Leave the pictures out and print every record below exactly as it stands.

_SOURCE DATA_

** start **

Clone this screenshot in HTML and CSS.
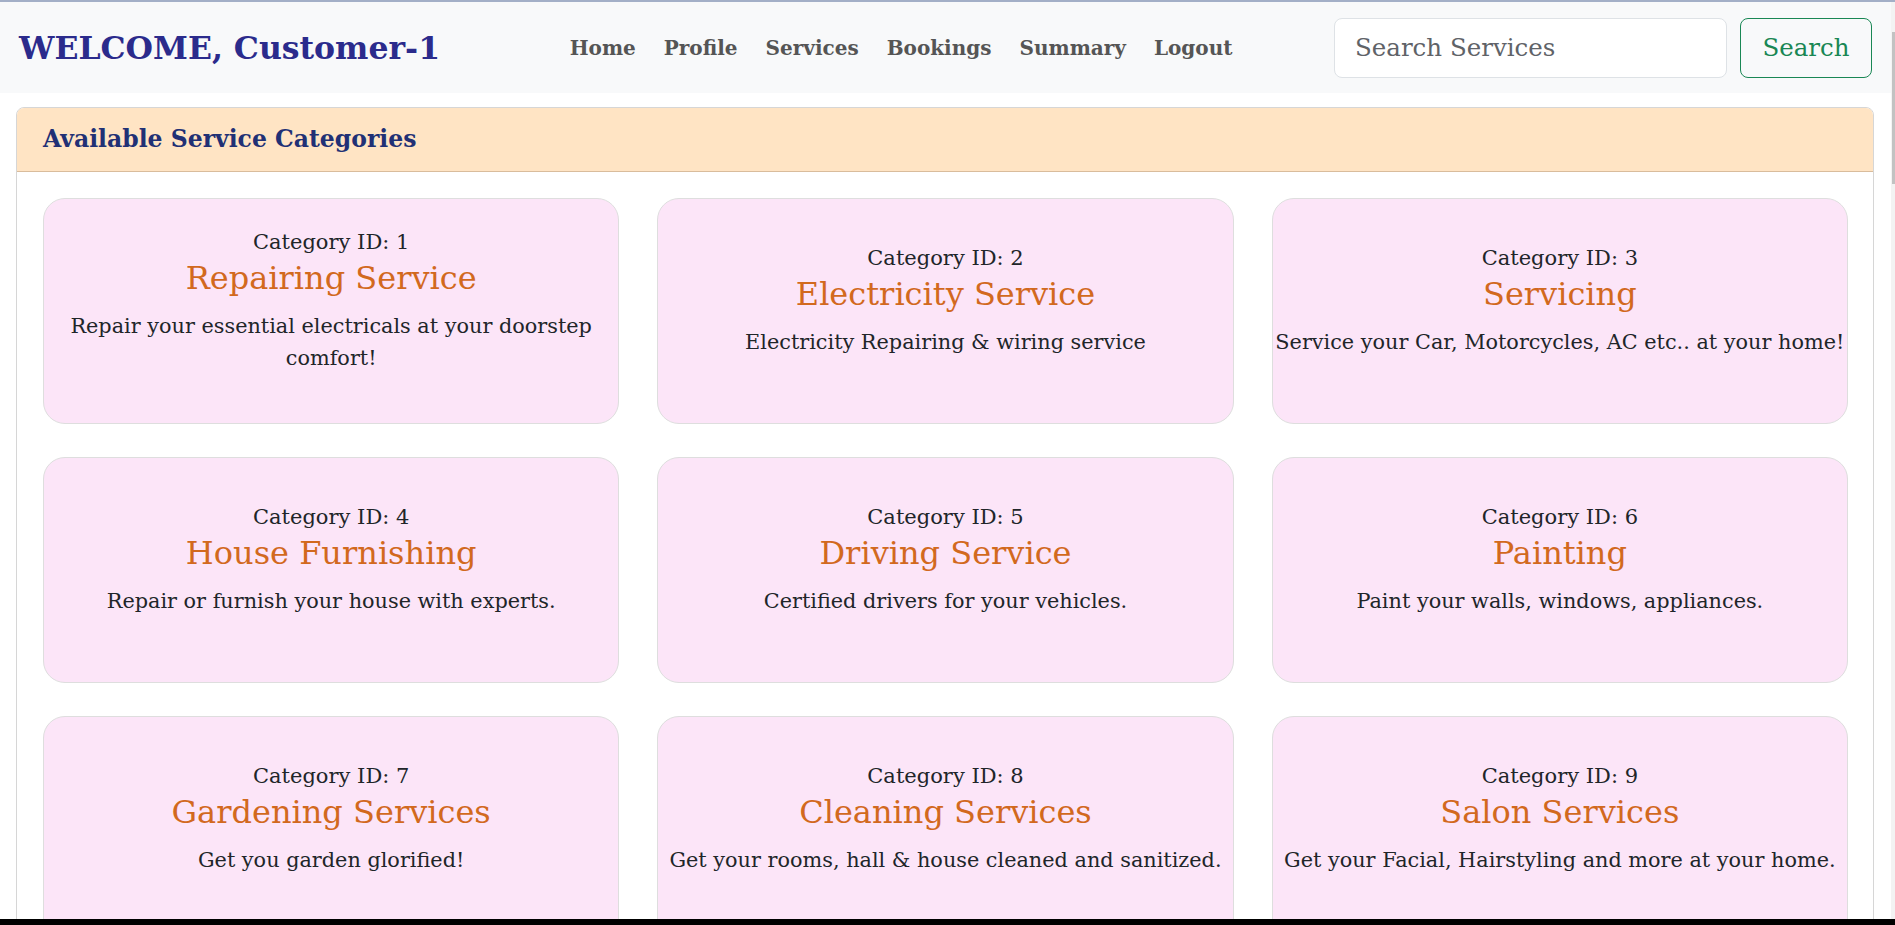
FILE: index.html
```html
<!DOCTYPE html>
<html lang="en">
<head>
<meta charset="utf-8">
<title>Customer Dashboard</title>
<link rel="stylesheet" href="styles.css">
</head>
<body>
<div class="screen">
  <div class="window">
    <div class="page">
      <header class="navbar">
        <div class="brand">WELCOME, Customer-1</div>
        <nav class="nav">
          <a href="#" class="nav-link">Home</a>
          <a href="#" class="nav-link">Profile</a>
          <a href="#" class="nav-link">Services</a>
          <a href="#" class="nav-link">Bookings</a>
          <a href="#" class="nav-link">Summary</a>
          <a href="#" class="nav-link">Logout</a>
        </nav>
        <form class="search">
          <input class="search-input" type="text" placeholder="Search Services">
          <button class="search-btn" type="button">Search</button>
        </form>
      </header>

      <section class="panel">
        <div class="panel-header">Available Service Categories</div>
        <div class="panel-body">
          <div class="grid">
            <div class="cat-card">
              <div class="cat-id">Category ID: 1</div>
              <h3 class="cat-name">Repairing Service</h3>
              <p class="cat-desc">Repair your essential electricals at your doorstep comfort!</p>
            </div>
            <div class="cat-card">
              <div class="cat-id">Category ID: 2</div>
              <h3 class="cat-name">Electricity Service</h3>
              <p class="cat-desc">Electricity Repairing &amp; wiring service</p>
            </div>
            <div class="cat-card">
              <div class="cat-id">Category ID: 3</div>
              <h3 class="cat-name">Servicing</h3>
              <p class="cat-desc">Service your Car, Motorcycles, AC etc.. at your home!</p>
            </div>
            <div class="cat-card">
              <div class="cat-id">Category ID: 4</div>
              <h3 class="cat-name">House Furnishing</h3>
              <p class="cat-desc">Repair or furnish your house with experts.</p>
            </div>
            <div class="cat-card">
              <div class="cat-id">Category ID: 5</div>
              <h3 class="cat-name">Driving Service</h3>
              <p class="cat-desc">Certified drivers for your vehicles.</p>
            </div>
            <div class="cat-card">
              <div class="cat-id">Category ID: 6</div>
              <h3 class="cat-name">Painting</h3>
              <p class="cat-desc">Paint your walls, windows, appliances.</p>
            </div>
            <div class="cat-card">
              <div class="cat-id">Category ID: 7</div>
              <h3 class="cat-name">Gardening Services</h3>
              <p class="cat-desc">Get you garden glorified!</p>
            </div>
            <div class="cat-card">
              <div class="cat-id">Category ID: 8</div>
              <h3 class="cat-name">Cleaning Services</h3>
              <p class="cat-desc">Get your rooms, hall &amp; house cleaned and sanitized.</p>
            </div>
            <div class="cat-card">
              <div class="cat-id">Category ID: 9</div>
              <h3 class="cat-name">Salon Services</h3>
              <p class="cat-desc">Get your Facial, Hairstyling and more at your home.</p>
            </div>
          </div>
        </div>
      </section>
    </div>
    <div class="scrollbar"><div class="thumb"></div></div>
  </div>
  <div class="taskbar"></div>
</div>
</body>
</html>
```

FILE: styles.css
```css
* { box-sizing: border-box; }

html, body {
  margin: 0;
  padding: 0;
  height: 925px;
  overflow: hidden;
  background: #ffffff;
}

body {
  font-family: "DejaVu Serif", "Liberation Serif", serif;
  font-size: 20px;
  line-height: 1.5;
  color: #212529;
}

.screen {
  height: 925px;
  display: flex;
  flex-direction: column;
  border-top: 2px solid #a3afc7;
}

.window {
  flex: 1;
  display: flex;
  min-height: 0;
  overflow: hidden;
}

.page {
  flex: 1;
  min-width: 0;
  overflow: hidden;
}

.scrollbar {
  width: 4px;
  background: #f3f3f3;
  padding-top: 30px;
}

.thumb {
  width: 3px;
  height: 152px;
  margin-left: 1px;
  background: #c2c2c2;
}

.taskbar {
  height: 6px;
  background: #000;
}

/* navbar */
.navbar {
  height: 91px;
  background: #f8f9fa;
  display: flex;
  align-items: center;
  padding: 0 19px 0 19px;
}

.brand {
  font-size: 31.5px;
  font-weight: bold;
  color: #2b2b8c;
  white-space: nowrap;
}

.nav {
  display: flex;
  gap: 2px;
  margin: 0 auto;
  padding-left: 28px;
}

.nav-link {
  font-size: 20px;
  font-weight: bold;
  color: #555555;
  text-decoration: none;
  padding: 8px 13px;
}

.search {
  display: flex;
  gap: 13px;
  margin: 0;
}

.search-input {
  width: 393px;
  height: 60px;
  border: 1px solid #dee2e6;
  border-radius: 8px;
  background: #fff;
  padding: 0 20px;
  font-family: inherit;
  font-size: 24.5px;
  color: #212529;
  outline: none;
}

.search-input::placeholder {
  color: #5f6368;
}

.search-btn {
  width: 132px;
  height: 60px;
  border: 1px solid #198754;
  border-radius: 8px;
  background: transparent;
  color: #198754;
  font-family: inherit;
  font-size: 24.5px;
  padding: 0;
}

/* panel */
.panel {
  margin: 14px 17px 0 16px;
  border: 1px solid #d6d6d6;
  border-radius: 8px;
  overflow: hidden;
}

.panel-header {
  height: 64px;
  background: #ffe4c4;
  border-bottom: 1px solid #d9bc9c;
  padding: 0 26px;
  display: flex;
  align-items: center;
  font-size: 23.5px;
  font-weight: bold;
  color: #213075;
}

.panel-body {
  padding: 26px 25px 26px 26px;
}

.grid {
  display: grid;
  grid-template-columns: repeat(3, 1fr);
  gap: 33px 38px;
}

.cat-card {
  height: 226px;
  background: #fce5f8;
  border: 1px solid #dedede;
  border-radius: 22px;
  display: flex;
  flex-direction: column;
  justify-content: center;
  align-items: center;
  text-align: center;
  padding: 0 0 22px 0;
}

.cat-id {
  font-size: 21px;
  line-height: 33px;
}

.cat-name {
  margin: 0 0 13px 0;
  font-size: 32px;
  font-weight: normal;
  line-height: 1.2;
  color: #d2691e;
}

.cat-desc {
  margin: 0;
  font-size: 20.8px;
  line-height: 32px;
}
```
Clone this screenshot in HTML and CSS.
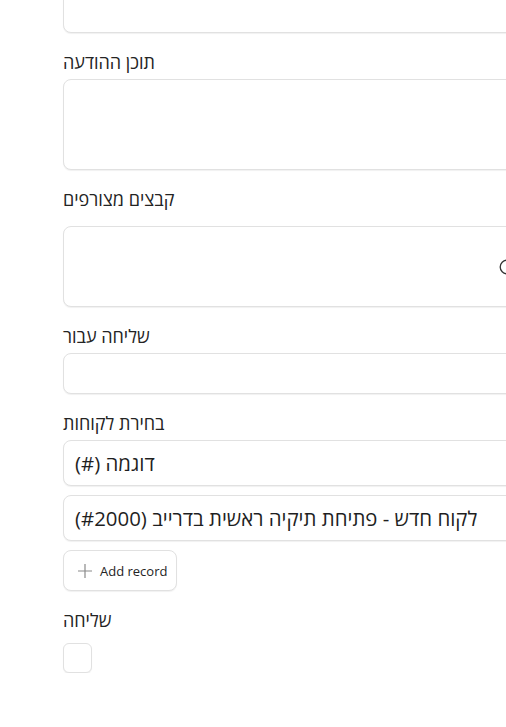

** end **

_COMPLETE RESPONSE_
Clone this screenshot in HTML and CSS.
FILE: index.html
```html
<!DOCTYPE html>
<html lang="en">
<head>
<meta charset="utf-8">
<title>Customer Dashboard</title>
<link rel="stylesheet" href="styles.css">
</head>
<body>
<div class="screen">
  <div class="window">
    <div class="page">
      <header class="navbar">
        <div class="brand">WELCOME, Customer-1</div>
        <nav class="nav">
          <a href="#" class="nav-link">Home</a>
          <a href="#" class="nav-link">Profile</a>
          <a href="#" class="nav-link">Services</a>
          <a href="#" class="nav-link">Bookings</a>
          <a href="#" class="nav-link">Summary</a>
          <a href="#" class="nav-link">Logout</a>
        </nav>
        <form class="search">
          <input class="search-input" type="text" placeholder="Search Services">
          <button class="search-btn" type="button">Search</button>
        </form>
      </header>

      <section class="panel">
        <div class="panel-header">Available Service Categories</div>
        <div class="panel-body">
          <div class="grid">
            <div class="cat-card">
              <div class="cat-id">Category ID: 1</div>
              <h3 class="cat-name">Repairing Service</h3>
              <p class="cat-desc">Repair your essential electricals at your doorstep comfort!</p>
            </div>
            <div class="cat-card">
              <div class="cat-id">Category ID: 2</div>
              <h3 class="cat-name">Electricity Service</h3>
              <p class="cat-desc">Electricity Repairing &amp; wiring service</p>
            </div>
            <div class="cat-card">
              <div class="cat-id">Category ID: 3</div>
              <h3 class="cat-name">Servicing</h3>
              <p class="cat-desc">Service your Car, Motorcycles, AC etc.. at your home!</p>
            </div>
            <div class="cat-card">
              <div class="cat-id">Category ID: 4</div>
              <h3 class="cat-name">House Furnishing</h3>
              <p class="cat-desc">Repair or furnish your house with experts.</p>
            </div>
            <div class="cat-card">
              <div class="cat-id">Category ID: 5</div>
              <h3 class="cat-name">Driving Service</h3>
              <p class="cat-desc">Certified drivers for your vehicles.</p>
            </div>
            <div class="cat-card">
              <div class="cat-id">Category ID: 6</div>
              <h3 class="cat-name">Painting</h3>
              <p class="cat-desc">Paint your walls, windows, appliances.</p>
            </div>
            <div class="cat-card">
              <div class="cat-id">Category ID: 7</div>
              <h3 class="cat-name">Gardening Services</h3>
              <p class="cat-desc">Get you garden glorified!</p>
            </div>
            <div class="cat-card">
              <div class="cat-id">Category ID: 8</div>
              <h3 class="cat-name">Cleaning Services</h3>
              <p class="cat-desc">Get your rooms, hall &amp; house cleaned and sanitized.</p>
            </div>
            <div class="cat-card">
              <div class="cat-id">Category ID: 9</div>
              <h3 class="cat-name">Salon Services</h3>
              <p class="cat-desc">Get your Facial, Hairstyling and more at your home.</p>
            </div>
          </div>
        </div>
      </section>
    </div>
    <div class="scrollbar"><div class="thumb"></div></div>
  </div>
  <div class="taskbar"></div>
</div>
</body>
</html>
```

FILE: styles.css
```css
* { box-sizing: border-box; }

html, body {
  margin: 0;
  padding: 0;
  height: 925px;
  overflow: hidden;
  background: #ffffff;
}

body {
  font-family: "DejaVu Serif", "Liberation Serif", serif;
  font-size: 20px;
  line-height: 1.5;
  color: #212529;
}

.screen {
  height: 925px;
  display: flex;
  flex-direction: column;
  border-top: 2px solid #a3afc7;
}

.window {
  flex: 1;
  display: flex;
  min-height: 0;
  overflow: hidden;
}

.page {
  flex: 1;
  min-width: 0;
  overflow: hidden;
}

.scrollbar {
  width: 4px;
  background: #f3f3f3;
  padding-top: 30px;
}

.thumb {
  width: 3px;
  height: 152px;
  margin-left: 1px;
  background: #c2c2c2;
}

.taskbar {
  height: 6px;
  background: #000;
}

/* navbar */
.navbar {
  height: 91px;
  background: #f8f9fa;
  display: flex;
  align-items: center;
  padding: 0 19px 0 19px;
}

.brand {
  font-size: 31.5px;
  font-weight: bold;
  color: #2b2b8c;
  white-space: nowrap;
}

.nav {
  display: flex;
  gap: 2px;
  margin: 0 auto;
  padding-left: 28px;
}

.nav-link {
  font-size: 20px;
  font-weight: bold;
  color: #555555;
  text-decoration: none;
  padding: 8px 13px;
}

.search {
  display: flex;
  gap: 13px;
  margin: 0;
}

.search-input {
  width: 393px;
  height: 60px;
  border: 1px solid #dee2e6;
  border-radius: 8px;
  background: #fff;
  padding: 0 20px;
  font-family: inherit;
  font-size: 24.5px;
  color: #212529;
  outline: none;
}

.search-input::placeholder {
  color: #5f6368;
}

.search-btn {
  width: 132px;
  height: 60px;
  border: 1px solid #198754;
  border-radius: 8px;
  background: transparent;
  color: #198754;
  font-family: inherit;
  font-size: 24.5px;
  padding: 0;
}

/* panel */
.panel {
  margin: 14px 17px 0 16px;
  border: 1px solid #d6d6d6;
  border-radius: 8px;
  overflow: hidden;
}

.panel-header {
  height: 64px;
  background: #ffe4c4;
  border-bottom: 1px solid #d9bc9c;
  padding: 0 26px;
  display: flex;
  align-items: center;
  font-size: 23.5px;
  font-weight: bold;
  color: #213075;
}

.panel-body {
  padding: 26px 25px 26px 26px;
}

.grid {
  display: grid;
  grid-template-columns: repeat(3, 1fr);
  gap: 33px 38px;
}

.cat-card {
  height: 226px;
  background: #fce5f8;
  border: 1px solid #dedede;
  border-radius: 22px;
  display: flex;
  flex-direction: column;
  justify-content: center;
  align-items: center;
  text-align: center;
  padding: 0 0 22px 0;
}

.cat-id {
  font-size: 21px;
  line-height: 33px;
}

.cat-name {
  margin: 0 0 13px 0;
  font-size: 32px;
  font-weight: normal;
  line-height: 1.2;
  color: #d2691e;
}

.cat-desc {
  margin: 0;
  font-size: 20.8px;
  line-height: 32px;
}
```
Clone this screenshot in HTML and CSS.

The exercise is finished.